**Written instruction:** Reproduce exactly, with no pictures, each line from the opening of the material down through the line containing "const keyword = ref('')".

+ + + +

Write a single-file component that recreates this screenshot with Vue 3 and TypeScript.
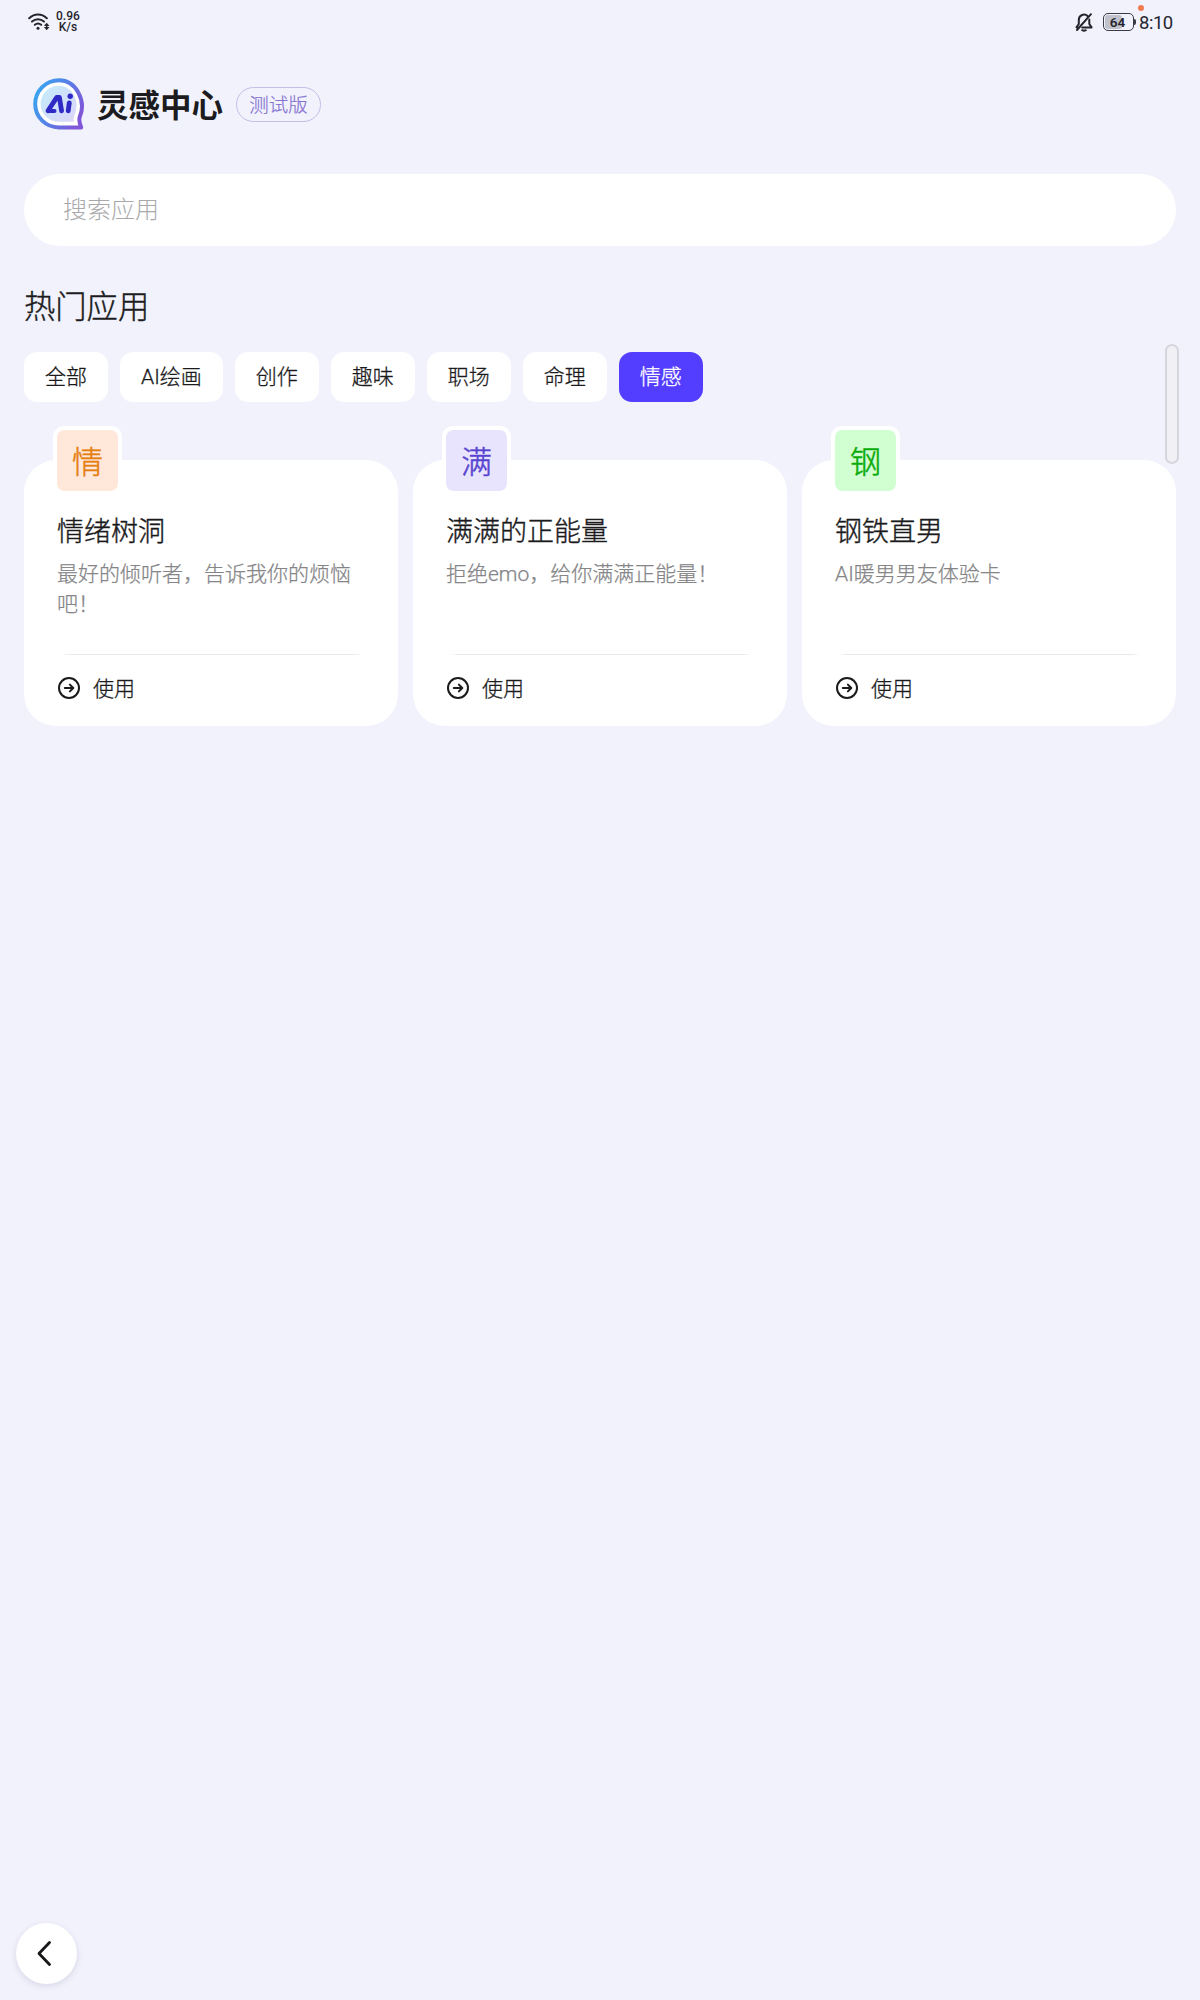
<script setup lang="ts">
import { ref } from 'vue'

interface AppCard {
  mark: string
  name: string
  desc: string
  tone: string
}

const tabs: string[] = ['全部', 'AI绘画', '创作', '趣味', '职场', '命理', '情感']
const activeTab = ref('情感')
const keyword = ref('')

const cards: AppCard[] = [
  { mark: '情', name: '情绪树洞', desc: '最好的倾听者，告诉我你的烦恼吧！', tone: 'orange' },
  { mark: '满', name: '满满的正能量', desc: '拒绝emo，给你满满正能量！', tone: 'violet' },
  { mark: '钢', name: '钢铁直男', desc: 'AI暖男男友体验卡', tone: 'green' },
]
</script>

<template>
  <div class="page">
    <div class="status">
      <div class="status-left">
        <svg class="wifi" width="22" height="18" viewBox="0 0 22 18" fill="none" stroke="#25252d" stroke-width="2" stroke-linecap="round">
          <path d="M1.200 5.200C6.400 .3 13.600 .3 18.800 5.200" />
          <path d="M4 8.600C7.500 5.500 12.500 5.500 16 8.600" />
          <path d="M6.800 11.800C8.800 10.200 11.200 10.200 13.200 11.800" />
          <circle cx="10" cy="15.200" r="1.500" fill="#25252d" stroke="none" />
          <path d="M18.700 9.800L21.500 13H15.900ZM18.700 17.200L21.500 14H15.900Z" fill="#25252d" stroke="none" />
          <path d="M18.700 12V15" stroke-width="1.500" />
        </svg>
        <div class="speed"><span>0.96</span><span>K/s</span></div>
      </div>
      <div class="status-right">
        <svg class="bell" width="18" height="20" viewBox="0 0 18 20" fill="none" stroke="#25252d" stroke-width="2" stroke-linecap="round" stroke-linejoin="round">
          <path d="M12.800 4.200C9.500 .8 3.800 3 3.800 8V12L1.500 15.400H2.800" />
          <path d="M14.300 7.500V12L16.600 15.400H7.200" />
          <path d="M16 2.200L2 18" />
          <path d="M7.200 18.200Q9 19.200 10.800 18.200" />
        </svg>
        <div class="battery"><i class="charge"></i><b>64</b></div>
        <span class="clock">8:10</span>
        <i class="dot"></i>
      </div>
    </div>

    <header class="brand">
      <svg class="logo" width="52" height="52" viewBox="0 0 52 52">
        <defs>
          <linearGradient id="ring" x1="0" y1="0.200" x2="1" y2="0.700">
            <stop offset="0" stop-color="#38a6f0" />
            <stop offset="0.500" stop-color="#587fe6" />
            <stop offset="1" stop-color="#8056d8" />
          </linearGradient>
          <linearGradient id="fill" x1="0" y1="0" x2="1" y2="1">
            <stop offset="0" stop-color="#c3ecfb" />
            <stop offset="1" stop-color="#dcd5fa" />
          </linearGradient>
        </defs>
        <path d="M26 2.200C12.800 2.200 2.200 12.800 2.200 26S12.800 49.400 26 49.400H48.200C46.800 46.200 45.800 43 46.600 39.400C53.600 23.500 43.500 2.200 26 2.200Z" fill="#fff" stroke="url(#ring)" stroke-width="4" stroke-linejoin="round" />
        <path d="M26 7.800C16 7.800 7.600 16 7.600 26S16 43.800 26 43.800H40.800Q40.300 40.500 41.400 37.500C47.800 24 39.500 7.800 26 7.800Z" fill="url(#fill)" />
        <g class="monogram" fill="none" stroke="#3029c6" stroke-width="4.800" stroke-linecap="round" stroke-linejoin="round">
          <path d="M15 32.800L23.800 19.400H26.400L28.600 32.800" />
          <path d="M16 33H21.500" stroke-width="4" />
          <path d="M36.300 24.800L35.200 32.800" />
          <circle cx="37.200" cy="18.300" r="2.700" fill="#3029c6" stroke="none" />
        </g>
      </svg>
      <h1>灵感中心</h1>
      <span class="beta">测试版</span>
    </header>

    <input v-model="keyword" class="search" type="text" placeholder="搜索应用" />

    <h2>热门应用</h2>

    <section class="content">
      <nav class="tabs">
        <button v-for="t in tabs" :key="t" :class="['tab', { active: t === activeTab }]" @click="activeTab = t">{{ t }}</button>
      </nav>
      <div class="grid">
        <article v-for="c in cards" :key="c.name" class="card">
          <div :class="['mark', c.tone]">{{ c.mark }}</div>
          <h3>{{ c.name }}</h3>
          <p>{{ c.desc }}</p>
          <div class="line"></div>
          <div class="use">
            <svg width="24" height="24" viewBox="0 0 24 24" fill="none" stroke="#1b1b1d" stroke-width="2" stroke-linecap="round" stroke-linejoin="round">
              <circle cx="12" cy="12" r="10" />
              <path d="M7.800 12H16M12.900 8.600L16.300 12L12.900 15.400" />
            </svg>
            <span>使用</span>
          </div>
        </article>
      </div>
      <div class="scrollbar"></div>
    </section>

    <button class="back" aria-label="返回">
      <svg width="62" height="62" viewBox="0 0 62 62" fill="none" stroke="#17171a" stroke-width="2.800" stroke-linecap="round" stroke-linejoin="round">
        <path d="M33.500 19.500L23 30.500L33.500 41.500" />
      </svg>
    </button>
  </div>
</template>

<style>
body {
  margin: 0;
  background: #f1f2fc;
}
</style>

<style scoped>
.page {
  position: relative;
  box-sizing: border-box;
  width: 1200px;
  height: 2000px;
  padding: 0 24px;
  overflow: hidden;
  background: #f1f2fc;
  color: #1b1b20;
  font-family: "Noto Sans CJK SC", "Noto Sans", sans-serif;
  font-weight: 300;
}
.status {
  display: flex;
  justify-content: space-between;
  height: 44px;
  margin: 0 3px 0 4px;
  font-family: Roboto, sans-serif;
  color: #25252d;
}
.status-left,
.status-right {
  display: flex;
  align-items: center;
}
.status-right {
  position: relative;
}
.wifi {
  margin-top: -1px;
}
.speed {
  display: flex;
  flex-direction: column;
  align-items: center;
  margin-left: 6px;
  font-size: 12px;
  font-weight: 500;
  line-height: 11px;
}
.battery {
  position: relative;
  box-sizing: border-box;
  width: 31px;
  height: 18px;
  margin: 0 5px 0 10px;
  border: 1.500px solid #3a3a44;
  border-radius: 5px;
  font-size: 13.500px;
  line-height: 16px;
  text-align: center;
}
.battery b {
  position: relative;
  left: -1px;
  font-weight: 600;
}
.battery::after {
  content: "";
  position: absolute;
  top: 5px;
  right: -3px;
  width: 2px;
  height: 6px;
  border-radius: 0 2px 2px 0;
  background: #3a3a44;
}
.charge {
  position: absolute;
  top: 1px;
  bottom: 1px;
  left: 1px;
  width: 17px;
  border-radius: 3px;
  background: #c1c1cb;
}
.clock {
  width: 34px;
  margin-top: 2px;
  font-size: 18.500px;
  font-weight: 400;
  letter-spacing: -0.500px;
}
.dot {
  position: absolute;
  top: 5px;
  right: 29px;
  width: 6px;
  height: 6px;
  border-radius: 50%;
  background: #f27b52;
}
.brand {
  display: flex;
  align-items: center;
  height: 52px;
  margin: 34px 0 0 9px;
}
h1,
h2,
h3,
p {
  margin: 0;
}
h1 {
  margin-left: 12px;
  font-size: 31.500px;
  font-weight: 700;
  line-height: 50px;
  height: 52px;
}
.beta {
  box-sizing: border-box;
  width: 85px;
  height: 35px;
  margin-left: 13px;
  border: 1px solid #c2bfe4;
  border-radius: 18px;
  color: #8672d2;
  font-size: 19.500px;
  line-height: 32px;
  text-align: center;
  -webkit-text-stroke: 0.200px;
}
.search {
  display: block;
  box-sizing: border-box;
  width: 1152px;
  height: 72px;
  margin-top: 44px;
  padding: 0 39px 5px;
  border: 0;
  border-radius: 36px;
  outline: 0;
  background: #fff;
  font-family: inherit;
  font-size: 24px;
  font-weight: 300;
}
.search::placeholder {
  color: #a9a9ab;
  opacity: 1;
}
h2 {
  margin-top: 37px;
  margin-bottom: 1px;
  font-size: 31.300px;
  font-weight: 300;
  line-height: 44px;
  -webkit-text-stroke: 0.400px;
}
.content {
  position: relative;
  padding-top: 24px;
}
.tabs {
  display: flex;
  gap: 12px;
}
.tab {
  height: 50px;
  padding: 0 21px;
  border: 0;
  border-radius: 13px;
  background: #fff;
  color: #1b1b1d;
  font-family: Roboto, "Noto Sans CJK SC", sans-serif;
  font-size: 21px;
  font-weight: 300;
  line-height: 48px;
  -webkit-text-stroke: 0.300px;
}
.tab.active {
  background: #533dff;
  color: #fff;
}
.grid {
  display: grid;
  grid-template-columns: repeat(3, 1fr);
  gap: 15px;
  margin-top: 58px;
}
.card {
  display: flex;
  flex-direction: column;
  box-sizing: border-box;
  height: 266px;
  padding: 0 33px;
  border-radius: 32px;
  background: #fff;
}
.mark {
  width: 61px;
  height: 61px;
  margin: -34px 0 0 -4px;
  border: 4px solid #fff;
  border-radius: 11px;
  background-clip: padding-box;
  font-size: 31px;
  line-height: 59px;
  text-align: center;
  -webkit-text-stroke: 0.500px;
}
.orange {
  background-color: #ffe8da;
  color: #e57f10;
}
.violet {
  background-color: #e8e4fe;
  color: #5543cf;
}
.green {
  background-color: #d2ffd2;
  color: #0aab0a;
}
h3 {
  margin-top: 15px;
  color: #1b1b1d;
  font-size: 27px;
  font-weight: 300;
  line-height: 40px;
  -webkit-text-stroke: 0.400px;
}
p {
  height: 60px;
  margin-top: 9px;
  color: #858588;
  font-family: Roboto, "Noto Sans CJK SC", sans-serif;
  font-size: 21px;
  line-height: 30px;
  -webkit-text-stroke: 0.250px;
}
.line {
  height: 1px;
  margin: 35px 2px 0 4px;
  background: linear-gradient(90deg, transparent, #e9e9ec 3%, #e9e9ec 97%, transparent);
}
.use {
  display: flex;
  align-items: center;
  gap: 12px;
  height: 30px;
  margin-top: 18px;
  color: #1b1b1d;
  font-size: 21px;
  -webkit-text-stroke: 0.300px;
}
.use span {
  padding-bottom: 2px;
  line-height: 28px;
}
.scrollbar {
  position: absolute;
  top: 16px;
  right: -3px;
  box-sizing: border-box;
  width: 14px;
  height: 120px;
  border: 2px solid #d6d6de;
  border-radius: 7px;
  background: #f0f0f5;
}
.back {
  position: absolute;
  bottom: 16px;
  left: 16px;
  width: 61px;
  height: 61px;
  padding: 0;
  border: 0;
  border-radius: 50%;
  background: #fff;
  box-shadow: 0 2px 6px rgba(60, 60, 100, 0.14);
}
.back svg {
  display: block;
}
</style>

+ + + +

**Right answer:**
Write a single-file component that recreates this screenshot with Vue 3 and TypeScript.
<script setup lang="ts">
import { ref } from 'vue'

interface AppCard {
  mark: string
  name: string
  desc: string
  tone: string
}

const tabs: string[] = ['全部', 'AI绘画', '创作', '趣味', '职场', '命理', '情感']
const activeTab = ref('情感')
const keyword = ref('')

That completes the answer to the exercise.